Of course Marco's kidding. So was McCain. It was just a funny, like when I stuck my bike flag through Ev's spokes.

He has said in non-Beach-Boys mode that the only thing worse than bombing Iran is letting Iran get the bomb, which is a credible policy position.

You know, I never thought of Bill Richardson's maybe piling on too much non-Caucasianness... I still think the electoral maths would add up.

Dr Clam said...

Or, like my dreadful Opposition Environment Spokesman joke. Sometimes you think of these funny things and you can't help yourself.

Marco Parigi said...

My last comment was my devils advocate trying to come out.

Marco Parigi said...

I really think it is impossible to outline in print *any* plausible theology/philosophy that has grounds to forbid (fruitful) same-sex unions without sounding completely bigoted. Even talking theoretically, things you can joke about in a pub in Townsville could get you arrested in the cafes of Canberra!

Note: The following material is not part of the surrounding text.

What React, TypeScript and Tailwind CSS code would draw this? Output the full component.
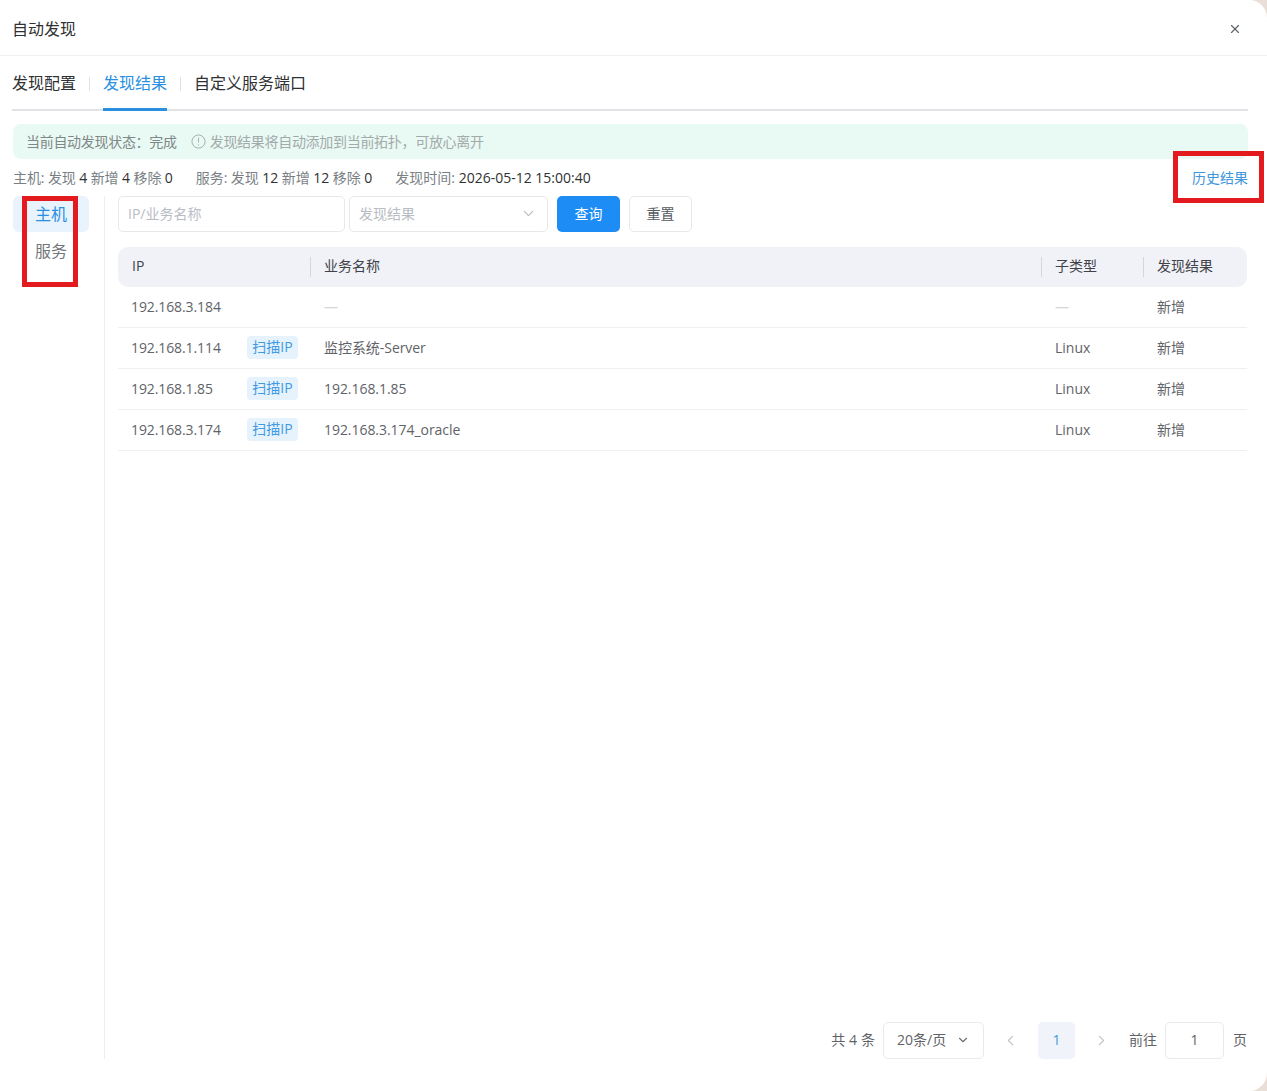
import { ChevronDown, ChevronLeft, ChevronRight, X } from "lucide-react";

const rows = [
    { ip: "192.168.3.184", scan: false, name: "—", type: "—", result: "新增" },
    { ip: "192.168.1.114", scan: true, name: "监控系统-Server", type: "Linux", result: "新增" },
    { ip: "192.168.1.85", scan: true, name: "192.168.1.85", type: "Linux", result: "新增" },
    { ip: "192.168.3.174", scan: true, name: "192.168.3.174_oracle", type: "Linux", result: "新增" },
];

function Num({ children }: { children: React.ReactNode }) {
    return <span className="text-[#303133]">{children}</span>;
}

function Tabs() {
    return (
        <div className="ml-[12px] mr-[19px] flex h-[55px] items-start border-b-2 border-[#e2e3e6] text-[16px] text-[#303133]">
            <div className="flex h-[55px] items-center pb-[2px]">发现配置</div>
            <div className="mx-[13px] mt-[21px] h-[14px] w-px bg-[#dfe1e5]" />
            <div className="flex h-[55px] items-center border-b-[3px] border-[#2a8fe0] pt-px text-[#2a8fe0]">发现结果</div>
            <div className="mx-[13px] mt-[21px] h-[14px] w-px bg-[#dfe1e5]" />
            <div className="flex h-[55px] items-center pb-[2px]">自定义服务端口</div>
        </div>
    );
}

function Filters() {
    return (
        <div className="flex h-[36px] text-[14px]">
            <div className="flex w-[227px] items-center rounded-[5px] border border-[#e6e8ec] px-[9px] pb-[2px] text-[#b8bcc4]">IP/业务名称</div>
            <div className="ml-[4px] flex w-[199px] items-center justify-between rounded-[5px] border border-[#e6e8ec] pb-[2px] pl-[9px] pr-[10px] text-[#b8bcc4]">
                发现结果
                <ChevronDown className="h-[17px] w-[17px] text-[#b4b8bf]" strokeWidth={1.5} />
            </div>
            <div className="ml-[9px] flex w-[63px] items-center justify-center rounded-[5px] bg-[#1e8cf5] pb-[2px] text-white">查询</div>
            <div className="ml-[9px] flex w-[63px] items-center justify-center rounded-[5px] border border-[#e6e8ec] pb-[2px] text-[#555a61]">重置</div>
        </div>
    );
}

function Table() {
    return (
        <div className="mt-[15px] w-[1129px] text-[14px] text-[#5f6368]">
            <div className="grid h-[40px] grid-cols-[193px_731px_102px_103px] items-center rounded-[10px] bg-[#f1f2f7] text-[#3f4349]">
                <div className="h-[20px] border-r border-[#d5d7dc] pl-[14px] leading-[18px]">IP</div>
                <div className="h-[20px] border-r border-[#d5d7dc] pl-[13px] leading-[18px]">业务名称</div>
                <div className="h-[20px] border-r border-[#d5d7dc] pl-[13px] leading-[18px]">子类型</div>
                <div className="h-[20px] pl-[13px] leading-[18px]">发现结果</div>
            </div>
            {rows.map((row) => (
                <div key={row.ip} className="grid h-[41px] grid-cols-[193px_731px_102px_103px] items-center border-b border-[#eef0f3] pb-[2px]">
                    <div className="flex items-center pl-[13px]">
                        <span className="w-[116px] tracking-[-0.1px]">{row.ip}</span>
                        {row.scan && (
                            <span className="flex h-[23px] w-[51px] items-center justify-center rounded-[4px] bg-[#e6f2fc] pb-[2px] text-[#3f9be3]">扫描IP</span>
                        )}
                    </div>
                    <div className={row.name === "—" ? "pl-[13px] text-[#d4d6da]" : "pl-[13px] tracking-[-0.05px]"}>{row.name}</div>
                    <div className={row.type === "—" ? "pl-[13px] text-[#d4d6da]" : "pl-[13px]"}>{row.type}</div>
                    <div className="pl-[13px]">{row.result}</div>
                </div>
            ))}
        </div>
    );
}

function Pagination() {
    return (
        <div className="mt-auto flex h-[37px] items-center justify-end text-[14px] text-[#5f6368]">
            <span className="pb-[2px] tracking-[0.1px]">共 4 条</span>
            <div className="ml-[8px] flex h-[37px] w-[101px] items-center justify-between rounded-[5px] border border-[#e8eaee] pb-[2px] pl-[13px] pr-[13px]">
                20条/页
                <ChevronDown className="h-[14px] w-[14px] text-[#6b7077]" strokeWidth={2} />
            </div>
            <ChevronLeft className="ml-[18px] h-[17px] w-[17px] text-[#c0c4cb]" strokeWidth={1.5} />
            <div className="ml-[19px] flex h-[37px] w-[37px] items-center justify-center rounded-[5px] bg-[#f0f3f9] pb-[2px] text-[#3f9be3]">1</div>
            <ChevronRight className="ml-[18px] h-[17px] w-[17px] text-[#c0c4cb]" strokeWidth={1.5} />
            <span className="ml-[19px] pb-[2px]">前往</span>
            <div className="ml-[8px] flex h-[37px] w-[59px] items-center justify-center rounded-[5px] border border-[#e8eaee] pb-[2px]">1</div>
            <span className="ml-[9px] pb-[2px]">页</span>
        </div>
    );
}

export default function App() {
    return (
        <div className="relative h-[1091px] w-[1267px] overflow-hidden bg-[#eaded9] font-['Open_Sans','Noto_Sans_CJK_SC',sans-serif]">
            <div className="flex h-full flex-col rounded-r-[18px] bg-white">
                <div className="flex h-[56px] shrink-0 items-center justify-between border-b border-[#f0f1f3] pl-[12px] pr-[25px] pt-[3px] text-[16px] text-[#303133]">
                    自动发现
                    <X className="h-[14px] w-[14px] text-[#5f6368]" strokeWidth={2} />
                </div>
                <Tabs />
                <div className="ml-[13px] mr-[19px] mt-[13px] flex h-[35px] items-center rounded-[8px] bg-[#e9f9f4] pl-[13px] text-[14px] text-[#7e8886]">
                    <span className="tracking-[-0.3px]">当前自动发现状态：完成</span>
                    <span className="ml-[14px] flex items-center gap-[4px] text-[#a3abaa]">
                        <svg className="h-[15px] w-[15px]" viewBox="0 0 16 16" fill="none" stroke="currentColor" strokeWidth="1">
                            <circle cx="8" cy="8" r="7" />
                            <path d="M8 4v5M8 11v1.2" />
                        </svg>
                        <span className="tracking-[-0.3px]">发现结果将自动添加到当前拓扑，可放心离开</span>
                    </span>
                </div>
                <div className="ml-[13px] mr-[19px] mt-[9px] flex h-[20px] items-center justify-between text-[14px] leading-[20px] text-[#7a7f86]">
                    <div className="flex gap-[23px]">
                        <span className="tracking-[-0.1px]">主机: 发现 <Num>4</Num> 新增 <Num>4</Num> 移除 <Num>0</Num></span>
                        <span className="tracking-[-0.05px]">服务: 发现 <Num>12</Num> 新增 <Num>12</Num> 移除 <Num>0</Num></span>
                        <span>发现时间: <Num>2026-05-12 15:00:40</Num></span>
                    </div>
                    <span className="text-[#3f96dc]">历史结果</span>
                </div>
                <div className="ml-[13px] mt-[8px] flex h-[863px]">
                    <div className="w-[92px] border-r border-[#eceef1] pr-[15px] text-[16px]">
                        <div className="flex h-[36px] items-center justify-center rounded-[6px] bg-[#e9f3fd] text-[#2a8fe0]">主机</div>
                        <div className="mt-px flex h-[36px] items-center justify-center text-[#72767c]">服务</div>
                    </div>
                    <div className="ml-[13px] flex flex-col">
                        <Filters />
                        <Table />
                        <Pagination />
                    </div>
                </div>
            </div>
            <div className="absolute left-[22px] top-[196px] h-[91px] w-[56px] border-[5px] border-[#e41b1e]" />
            <div className="absolute left-[1173px] top-[151px] h-[52px] w-[91px] border-[5px] border-[#e41b1e]" />
        </div>
    );
}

Or voted off Big Brother (former Townsville resident Kate)

Dr Clam said...

Okay, why not try this- a plausible argument for why same-sex unions are okay, but polygamy/polyandry is not. Or you could always get your friend 'Anonymous Bigot' to put forward your logical and self-consistent devil's advocate argument on your behalf.

Anonymous said...

apparently mine is genius
Which means its rediculously inaccessible & I shall try and dumb its concepts down

Dr Clam said...

That is good to hear, Bethany! I had been thinking that possibly the widget was broke, and was just returning 'high school' for everything run on blogger.